Многого, во всяком случае нового, я ожидал от репетиции «На дне» под наблюдением самого Рейнгардта. Раз в неделю, по воскресеньям, директор дает двухчасовой урок, – ставит пьесу, подготовленную кем-нибудь из профессоров. Это, конечно, могло бы быть самым интересным из всего, что я видел в Берлине. Но, – устал ли Рейнгардт, или не хотел говорить, – только он уселся в кресла и не сделал ни одного замечания. Правда, что пьеса должна пойти в Апреле и что он любит давать ученикам «созреть» в своих ролях. Заметил я только, что он был недоволен: про Василису он сказал, что она кокетничает, как Кармен, «актера» в его разговоре с Лукой он несколько раз заставлял повторять, чтобы добиться мимики «забывания», когда он хочет продекламировать; но ученик был дубоват.
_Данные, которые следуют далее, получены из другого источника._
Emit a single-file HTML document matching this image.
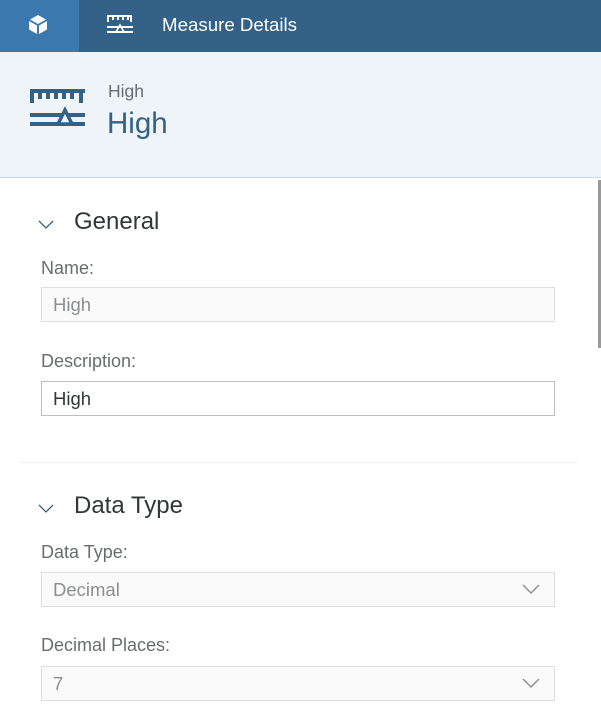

Луке он ничего не сказал: бедный ученик с видом доброго немецкого папаши, у которого очки надвинуты на лоб и руки (в течение всей роли ладонями кверху, будто с пригоршнями зерен) полны житейского опыта, говорил, как консультант, к которому обращаются за советом; без всякой поэзии проходили эти речи; ни тени импровизации, того, что в Каратаеве Толстой называл «запахом цветка», – а ведь и от Луки также слова отделяются, как запах от цветка, хотя тут цветок и ядовитый. Ни слова Рейнгардт ему не сказал и, когда я высказал мое мнение, он ответил: «Ну да, конечно, ведь я сам играл эту роль».

18«Аполлон». Летопись. Апрель 1911 г. № 7.